START Provided data

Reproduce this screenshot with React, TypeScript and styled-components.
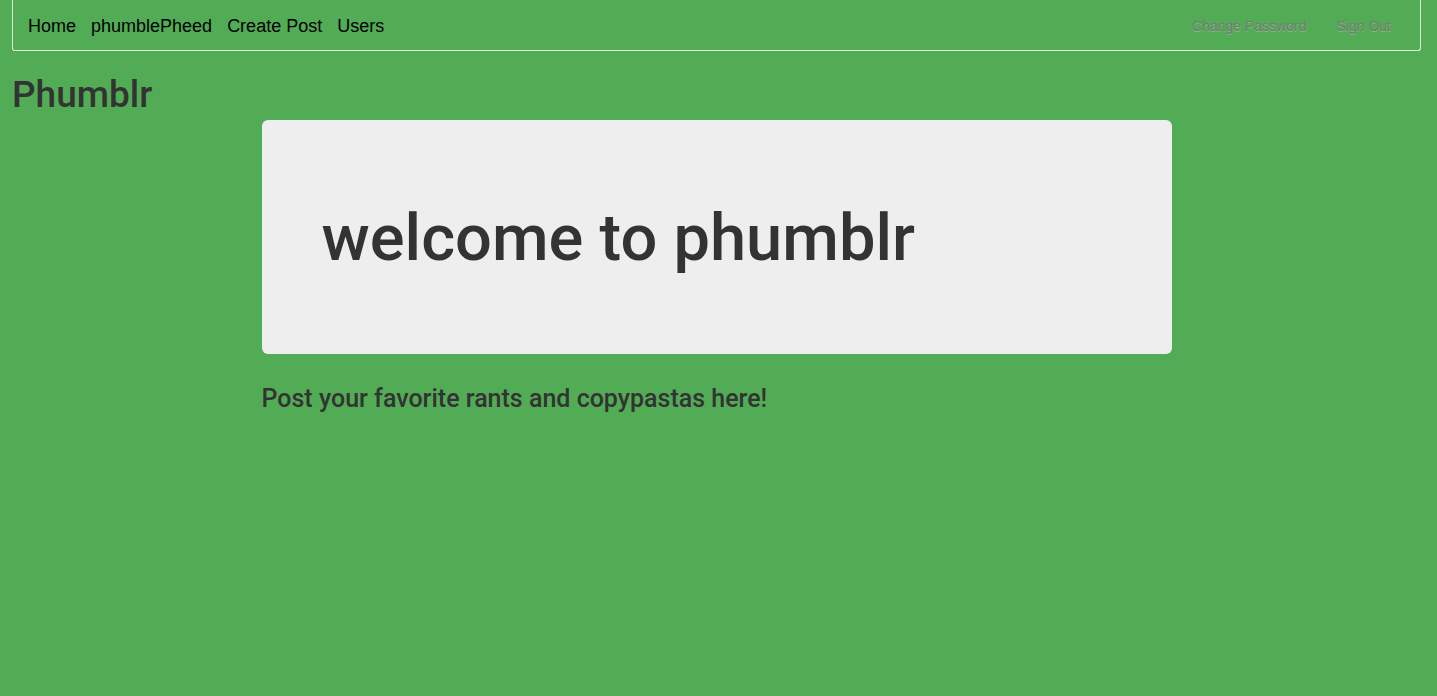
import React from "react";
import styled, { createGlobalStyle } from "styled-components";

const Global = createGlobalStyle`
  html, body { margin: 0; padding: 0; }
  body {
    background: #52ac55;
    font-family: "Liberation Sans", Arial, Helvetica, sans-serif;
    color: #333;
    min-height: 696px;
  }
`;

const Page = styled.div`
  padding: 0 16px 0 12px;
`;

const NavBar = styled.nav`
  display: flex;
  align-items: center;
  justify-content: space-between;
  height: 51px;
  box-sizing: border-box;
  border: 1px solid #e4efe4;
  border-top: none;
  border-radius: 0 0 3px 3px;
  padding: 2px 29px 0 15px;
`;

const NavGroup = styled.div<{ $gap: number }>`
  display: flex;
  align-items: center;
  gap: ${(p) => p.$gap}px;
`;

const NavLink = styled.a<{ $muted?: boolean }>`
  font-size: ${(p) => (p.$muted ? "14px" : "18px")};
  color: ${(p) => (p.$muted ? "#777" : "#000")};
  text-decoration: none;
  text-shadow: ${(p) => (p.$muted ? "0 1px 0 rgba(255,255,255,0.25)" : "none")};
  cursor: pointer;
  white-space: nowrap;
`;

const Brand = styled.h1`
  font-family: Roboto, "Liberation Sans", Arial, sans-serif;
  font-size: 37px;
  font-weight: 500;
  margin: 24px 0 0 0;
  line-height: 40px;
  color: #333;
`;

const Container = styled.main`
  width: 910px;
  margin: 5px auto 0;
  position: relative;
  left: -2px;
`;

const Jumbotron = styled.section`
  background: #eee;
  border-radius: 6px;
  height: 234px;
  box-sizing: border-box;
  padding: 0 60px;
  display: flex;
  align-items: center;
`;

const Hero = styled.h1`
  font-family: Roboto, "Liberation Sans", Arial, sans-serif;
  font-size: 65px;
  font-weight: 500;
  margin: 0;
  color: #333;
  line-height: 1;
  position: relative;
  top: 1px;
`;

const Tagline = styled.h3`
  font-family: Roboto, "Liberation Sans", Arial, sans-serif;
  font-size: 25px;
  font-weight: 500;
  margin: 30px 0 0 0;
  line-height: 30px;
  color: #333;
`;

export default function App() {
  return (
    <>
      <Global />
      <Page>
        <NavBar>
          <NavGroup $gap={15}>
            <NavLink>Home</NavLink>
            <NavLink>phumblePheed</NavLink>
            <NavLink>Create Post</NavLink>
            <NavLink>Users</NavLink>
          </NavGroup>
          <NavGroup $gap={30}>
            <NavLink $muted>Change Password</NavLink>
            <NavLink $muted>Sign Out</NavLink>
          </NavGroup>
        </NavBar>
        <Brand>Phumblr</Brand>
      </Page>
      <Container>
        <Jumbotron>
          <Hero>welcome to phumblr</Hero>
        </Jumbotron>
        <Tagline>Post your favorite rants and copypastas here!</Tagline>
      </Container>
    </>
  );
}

END Provided data
START Provided data

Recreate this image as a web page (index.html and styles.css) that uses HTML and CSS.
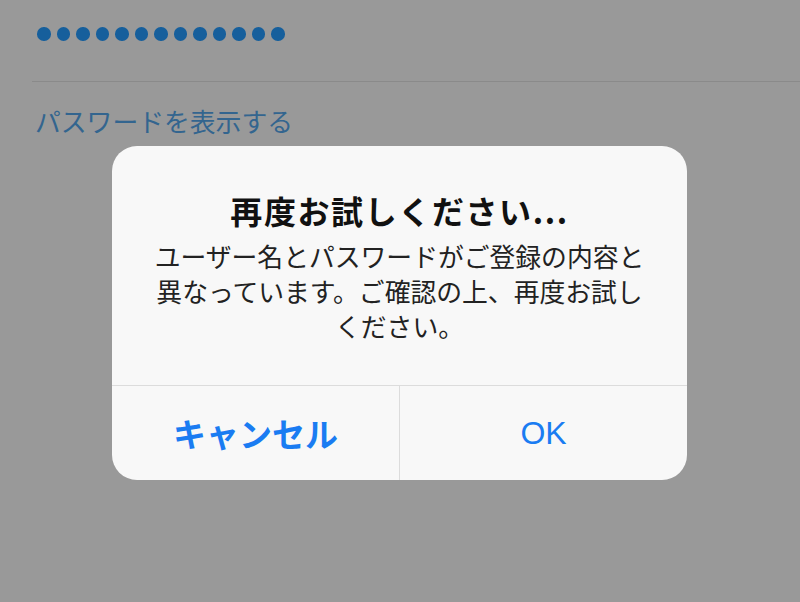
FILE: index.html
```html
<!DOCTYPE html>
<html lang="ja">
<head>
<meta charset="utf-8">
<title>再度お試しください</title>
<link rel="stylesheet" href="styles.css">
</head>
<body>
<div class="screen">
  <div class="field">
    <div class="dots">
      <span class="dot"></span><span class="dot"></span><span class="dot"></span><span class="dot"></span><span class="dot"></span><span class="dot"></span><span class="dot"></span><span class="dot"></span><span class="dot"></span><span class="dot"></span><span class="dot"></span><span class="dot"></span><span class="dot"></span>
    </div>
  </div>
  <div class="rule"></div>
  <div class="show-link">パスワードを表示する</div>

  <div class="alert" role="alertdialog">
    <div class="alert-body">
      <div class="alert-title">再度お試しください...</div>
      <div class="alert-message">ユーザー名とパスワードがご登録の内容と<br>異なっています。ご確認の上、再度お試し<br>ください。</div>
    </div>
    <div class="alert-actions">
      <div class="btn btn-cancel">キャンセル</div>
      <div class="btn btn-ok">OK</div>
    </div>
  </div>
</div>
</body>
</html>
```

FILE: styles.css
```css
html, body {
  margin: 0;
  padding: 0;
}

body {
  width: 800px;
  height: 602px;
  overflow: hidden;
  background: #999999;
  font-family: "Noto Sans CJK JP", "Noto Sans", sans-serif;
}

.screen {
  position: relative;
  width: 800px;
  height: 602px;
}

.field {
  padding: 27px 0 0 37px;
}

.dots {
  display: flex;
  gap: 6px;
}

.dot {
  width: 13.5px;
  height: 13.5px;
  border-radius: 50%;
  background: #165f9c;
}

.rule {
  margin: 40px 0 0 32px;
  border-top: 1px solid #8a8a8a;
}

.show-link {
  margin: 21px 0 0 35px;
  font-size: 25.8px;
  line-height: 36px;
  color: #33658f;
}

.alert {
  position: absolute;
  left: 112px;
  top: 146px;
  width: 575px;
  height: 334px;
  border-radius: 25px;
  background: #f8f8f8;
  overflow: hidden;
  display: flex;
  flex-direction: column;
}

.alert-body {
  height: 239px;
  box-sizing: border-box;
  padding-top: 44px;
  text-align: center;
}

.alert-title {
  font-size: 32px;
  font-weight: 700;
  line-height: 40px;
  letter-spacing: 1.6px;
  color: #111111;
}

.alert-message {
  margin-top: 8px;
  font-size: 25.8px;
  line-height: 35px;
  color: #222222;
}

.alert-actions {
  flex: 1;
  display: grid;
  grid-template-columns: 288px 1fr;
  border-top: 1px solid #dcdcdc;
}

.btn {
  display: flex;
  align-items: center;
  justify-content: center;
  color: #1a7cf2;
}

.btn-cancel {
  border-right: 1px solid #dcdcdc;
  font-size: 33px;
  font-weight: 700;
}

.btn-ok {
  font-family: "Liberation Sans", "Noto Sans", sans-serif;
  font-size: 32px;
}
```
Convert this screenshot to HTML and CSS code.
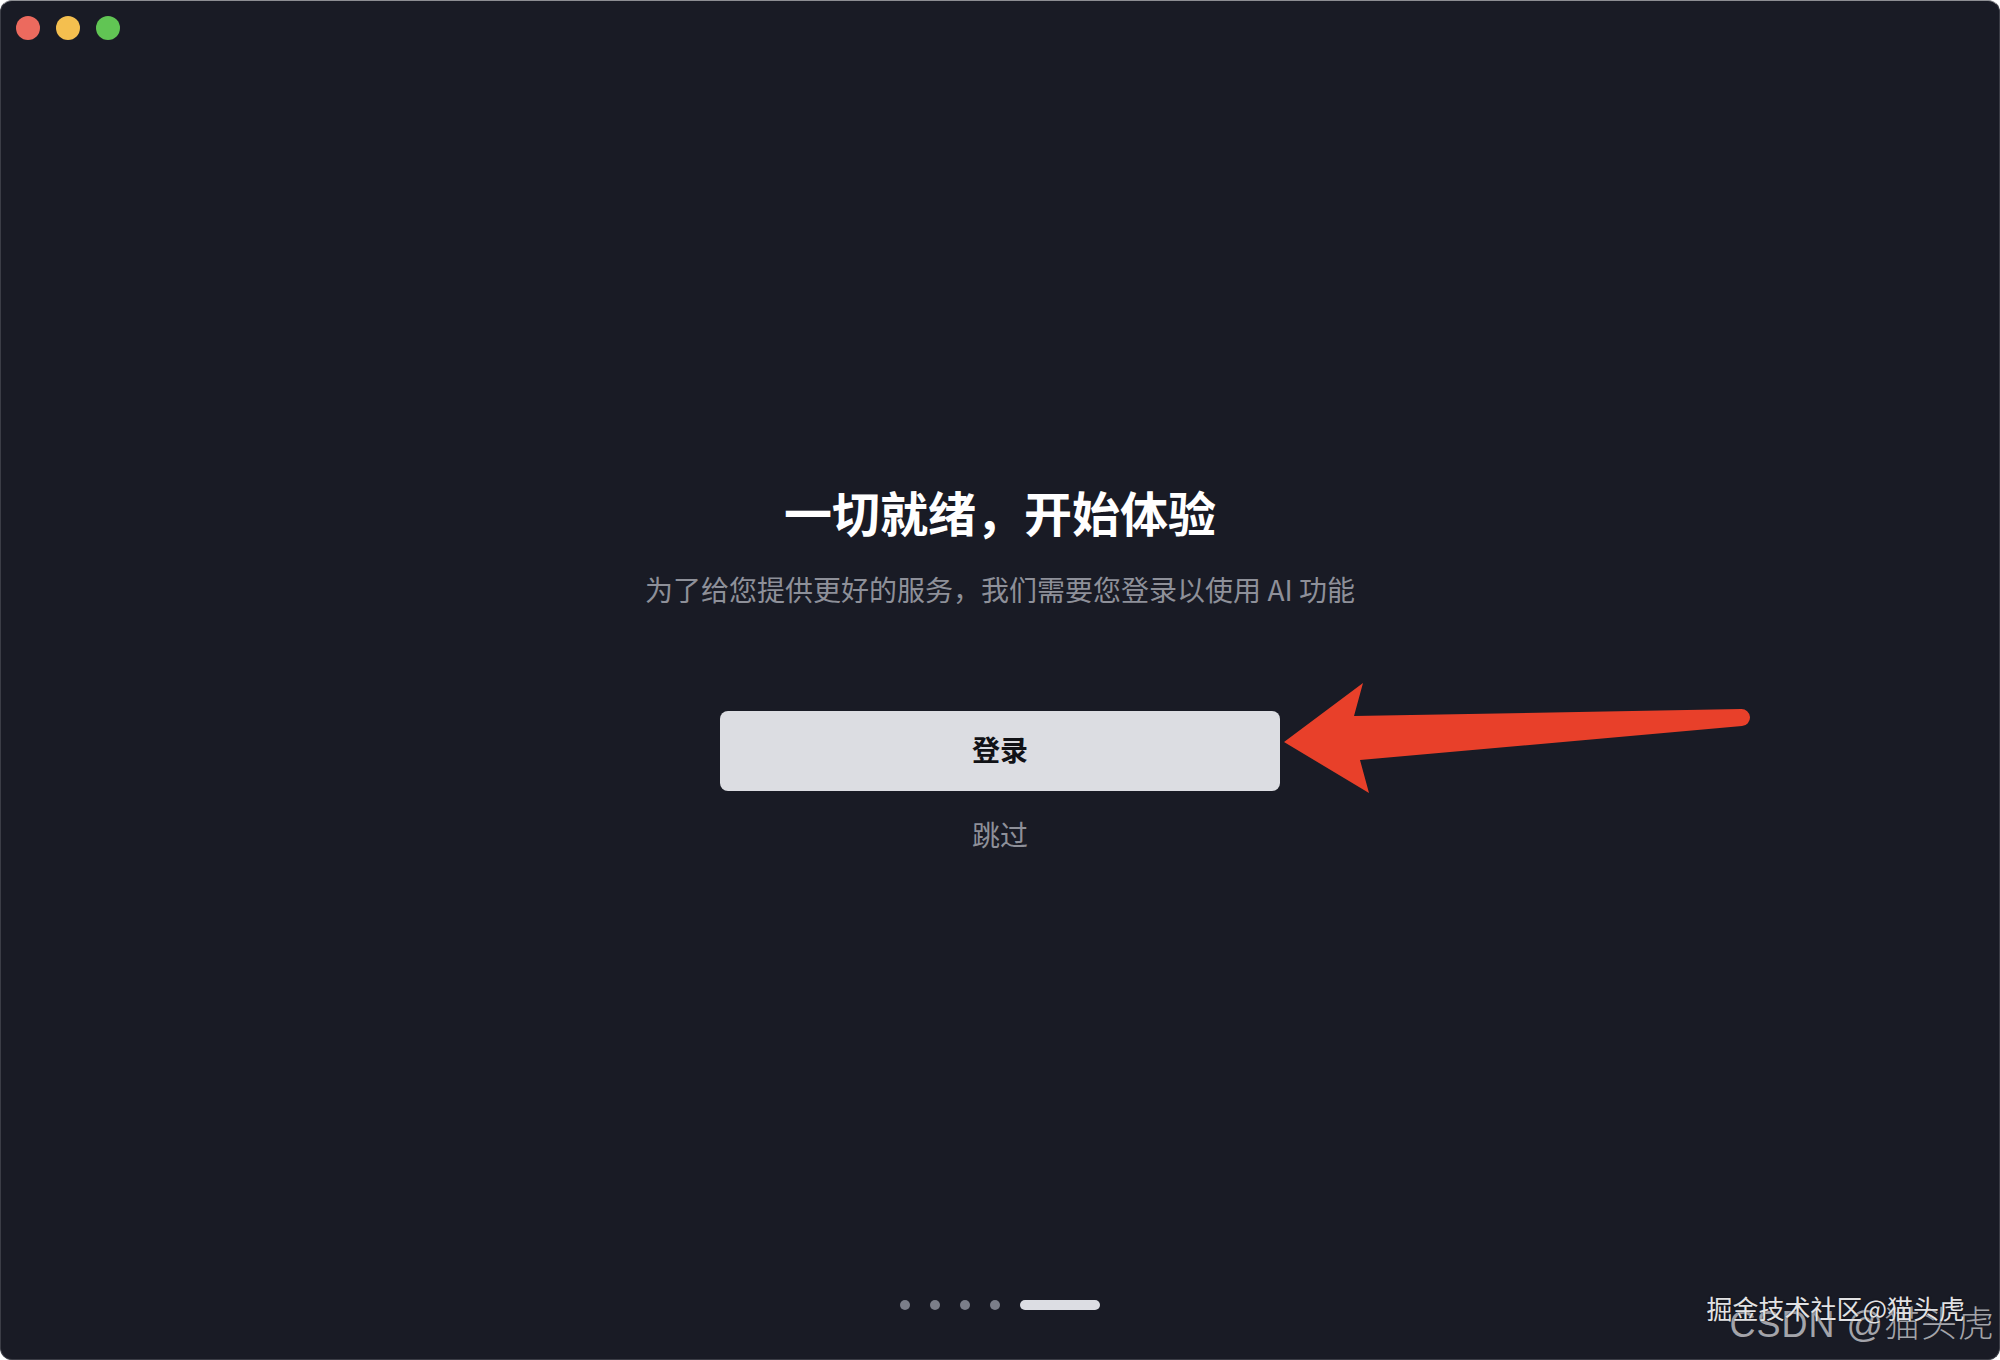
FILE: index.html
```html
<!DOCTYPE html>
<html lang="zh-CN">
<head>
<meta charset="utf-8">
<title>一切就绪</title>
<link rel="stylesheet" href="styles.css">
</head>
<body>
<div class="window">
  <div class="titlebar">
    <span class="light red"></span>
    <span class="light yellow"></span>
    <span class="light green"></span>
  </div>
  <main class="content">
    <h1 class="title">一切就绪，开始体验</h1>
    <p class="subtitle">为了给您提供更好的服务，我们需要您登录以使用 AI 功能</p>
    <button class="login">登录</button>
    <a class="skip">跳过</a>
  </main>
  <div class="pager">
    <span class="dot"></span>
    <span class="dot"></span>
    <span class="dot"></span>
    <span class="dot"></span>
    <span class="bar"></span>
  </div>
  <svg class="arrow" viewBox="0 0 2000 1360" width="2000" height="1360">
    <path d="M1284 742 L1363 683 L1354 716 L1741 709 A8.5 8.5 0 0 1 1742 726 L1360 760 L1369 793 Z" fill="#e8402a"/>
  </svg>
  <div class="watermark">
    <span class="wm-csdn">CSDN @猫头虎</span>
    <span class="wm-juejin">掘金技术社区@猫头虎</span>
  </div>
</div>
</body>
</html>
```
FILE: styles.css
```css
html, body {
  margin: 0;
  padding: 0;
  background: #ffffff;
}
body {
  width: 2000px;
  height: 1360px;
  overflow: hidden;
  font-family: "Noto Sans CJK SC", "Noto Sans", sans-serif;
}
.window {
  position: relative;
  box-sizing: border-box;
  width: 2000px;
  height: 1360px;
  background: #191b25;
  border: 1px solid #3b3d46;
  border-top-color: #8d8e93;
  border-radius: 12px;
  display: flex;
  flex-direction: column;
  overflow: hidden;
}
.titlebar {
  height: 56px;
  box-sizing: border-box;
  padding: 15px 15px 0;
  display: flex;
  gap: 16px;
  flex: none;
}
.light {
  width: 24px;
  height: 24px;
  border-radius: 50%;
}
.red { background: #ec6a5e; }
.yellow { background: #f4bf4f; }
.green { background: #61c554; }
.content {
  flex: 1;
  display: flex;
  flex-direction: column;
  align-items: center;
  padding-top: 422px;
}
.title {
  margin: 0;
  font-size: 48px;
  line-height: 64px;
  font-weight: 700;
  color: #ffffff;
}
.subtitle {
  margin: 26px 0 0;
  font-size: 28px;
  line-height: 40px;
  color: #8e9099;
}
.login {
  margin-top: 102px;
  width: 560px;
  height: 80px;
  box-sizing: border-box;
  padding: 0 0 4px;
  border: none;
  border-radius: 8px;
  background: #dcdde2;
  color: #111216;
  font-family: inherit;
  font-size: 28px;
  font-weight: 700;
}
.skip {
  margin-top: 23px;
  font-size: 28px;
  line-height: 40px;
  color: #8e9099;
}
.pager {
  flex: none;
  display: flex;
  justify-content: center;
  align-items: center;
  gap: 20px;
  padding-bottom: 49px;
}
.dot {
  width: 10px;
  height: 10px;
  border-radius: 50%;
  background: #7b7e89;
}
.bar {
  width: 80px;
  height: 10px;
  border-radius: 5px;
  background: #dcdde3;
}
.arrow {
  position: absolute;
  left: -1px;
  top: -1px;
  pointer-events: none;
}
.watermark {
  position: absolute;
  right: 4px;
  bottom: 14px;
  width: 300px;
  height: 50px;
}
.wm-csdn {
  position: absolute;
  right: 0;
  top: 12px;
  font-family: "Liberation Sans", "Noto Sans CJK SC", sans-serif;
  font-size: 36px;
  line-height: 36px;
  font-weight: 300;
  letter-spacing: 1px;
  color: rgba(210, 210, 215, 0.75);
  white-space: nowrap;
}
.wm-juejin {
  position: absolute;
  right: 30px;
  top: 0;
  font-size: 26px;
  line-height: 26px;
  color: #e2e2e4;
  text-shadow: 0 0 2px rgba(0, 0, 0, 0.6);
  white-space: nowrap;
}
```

END Provided data
START Provided data

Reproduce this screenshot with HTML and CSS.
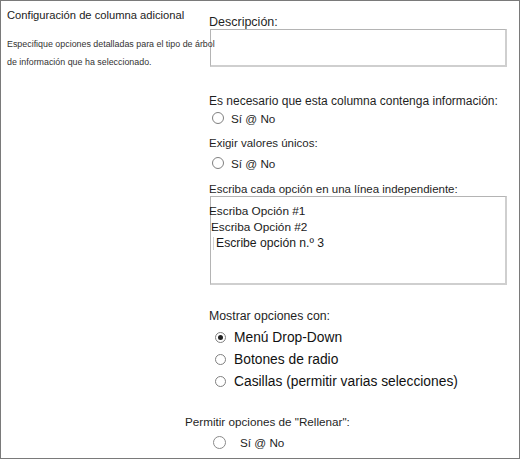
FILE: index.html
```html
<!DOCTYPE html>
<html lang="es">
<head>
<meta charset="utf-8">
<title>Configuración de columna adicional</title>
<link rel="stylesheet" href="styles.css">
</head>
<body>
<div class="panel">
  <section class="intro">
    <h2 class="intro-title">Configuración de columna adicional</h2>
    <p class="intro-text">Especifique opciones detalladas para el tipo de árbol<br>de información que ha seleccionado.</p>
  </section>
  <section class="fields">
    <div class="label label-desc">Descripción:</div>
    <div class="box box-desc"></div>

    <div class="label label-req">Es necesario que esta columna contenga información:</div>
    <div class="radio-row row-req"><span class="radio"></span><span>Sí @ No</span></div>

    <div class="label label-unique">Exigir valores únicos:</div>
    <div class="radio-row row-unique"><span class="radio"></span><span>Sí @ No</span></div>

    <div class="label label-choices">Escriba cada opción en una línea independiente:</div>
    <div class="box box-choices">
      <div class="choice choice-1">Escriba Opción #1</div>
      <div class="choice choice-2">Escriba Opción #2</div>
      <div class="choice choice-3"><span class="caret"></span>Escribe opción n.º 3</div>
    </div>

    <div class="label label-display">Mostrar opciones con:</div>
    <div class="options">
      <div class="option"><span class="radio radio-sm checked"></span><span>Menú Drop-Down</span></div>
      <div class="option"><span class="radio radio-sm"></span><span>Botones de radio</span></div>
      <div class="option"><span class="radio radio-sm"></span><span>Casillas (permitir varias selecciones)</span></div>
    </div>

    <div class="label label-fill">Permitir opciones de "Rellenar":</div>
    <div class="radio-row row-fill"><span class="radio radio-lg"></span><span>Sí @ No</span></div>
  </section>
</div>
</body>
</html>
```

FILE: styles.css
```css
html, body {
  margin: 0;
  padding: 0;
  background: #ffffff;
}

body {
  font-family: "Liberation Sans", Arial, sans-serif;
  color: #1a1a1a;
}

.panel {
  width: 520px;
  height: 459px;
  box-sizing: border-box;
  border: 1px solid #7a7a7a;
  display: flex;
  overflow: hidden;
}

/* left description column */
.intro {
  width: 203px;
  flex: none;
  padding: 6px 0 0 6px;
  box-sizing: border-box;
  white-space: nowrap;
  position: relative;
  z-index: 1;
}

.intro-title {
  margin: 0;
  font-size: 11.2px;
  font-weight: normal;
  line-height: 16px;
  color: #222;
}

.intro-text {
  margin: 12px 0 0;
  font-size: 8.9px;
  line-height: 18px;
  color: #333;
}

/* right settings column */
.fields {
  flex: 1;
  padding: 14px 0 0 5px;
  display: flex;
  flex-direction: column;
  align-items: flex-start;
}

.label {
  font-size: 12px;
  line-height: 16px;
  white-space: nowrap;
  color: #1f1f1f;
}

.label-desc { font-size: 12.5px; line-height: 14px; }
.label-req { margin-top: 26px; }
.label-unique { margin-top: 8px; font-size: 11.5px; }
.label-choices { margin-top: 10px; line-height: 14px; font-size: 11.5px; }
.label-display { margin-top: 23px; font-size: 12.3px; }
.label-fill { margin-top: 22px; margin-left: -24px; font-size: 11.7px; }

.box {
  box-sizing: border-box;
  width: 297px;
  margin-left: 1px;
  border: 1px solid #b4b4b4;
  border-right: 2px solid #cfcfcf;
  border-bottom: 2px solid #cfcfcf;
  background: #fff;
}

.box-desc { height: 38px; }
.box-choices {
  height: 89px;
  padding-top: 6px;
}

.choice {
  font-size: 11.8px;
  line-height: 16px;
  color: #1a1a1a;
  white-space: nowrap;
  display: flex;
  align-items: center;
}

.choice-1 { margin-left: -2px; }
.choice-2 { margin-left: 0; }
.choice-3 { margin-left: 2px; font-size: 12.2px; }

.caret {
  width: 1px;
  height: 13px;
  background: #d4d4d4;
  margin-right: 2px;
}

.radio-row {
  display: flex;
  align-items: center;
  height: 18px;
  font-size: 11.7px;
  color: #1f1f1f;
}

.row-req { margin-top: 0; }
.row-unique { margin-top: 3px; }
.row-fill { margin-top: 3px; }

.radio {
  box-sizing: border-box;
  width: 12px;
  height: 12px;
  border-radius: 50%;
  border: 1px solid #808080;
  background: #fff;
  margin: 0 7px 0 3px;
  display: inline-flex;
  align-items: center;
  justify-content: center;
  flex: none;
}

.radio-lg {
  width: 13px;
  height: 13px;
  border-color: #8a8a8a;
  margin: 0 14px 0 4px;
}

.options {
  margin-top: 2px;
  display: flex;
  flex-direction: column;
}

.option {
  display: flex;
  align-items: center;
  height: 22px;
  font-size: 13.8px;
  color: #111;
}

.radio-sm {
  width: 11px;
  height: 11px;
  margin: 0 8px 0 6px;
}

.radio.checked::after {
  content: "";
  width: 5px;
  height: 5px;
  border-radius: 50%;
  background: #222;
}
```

END Provided data

Above are the records. Copy every line in them holding "this".

Reproduce this screenshot with React, TypeScript and styled-components.
Recreate this image as a web page (index.html and styles.css) that uses HTML and CSS.
Convert this screenshot to HTML and CSS code.
Reproduce this screenshot with HTML and CSS.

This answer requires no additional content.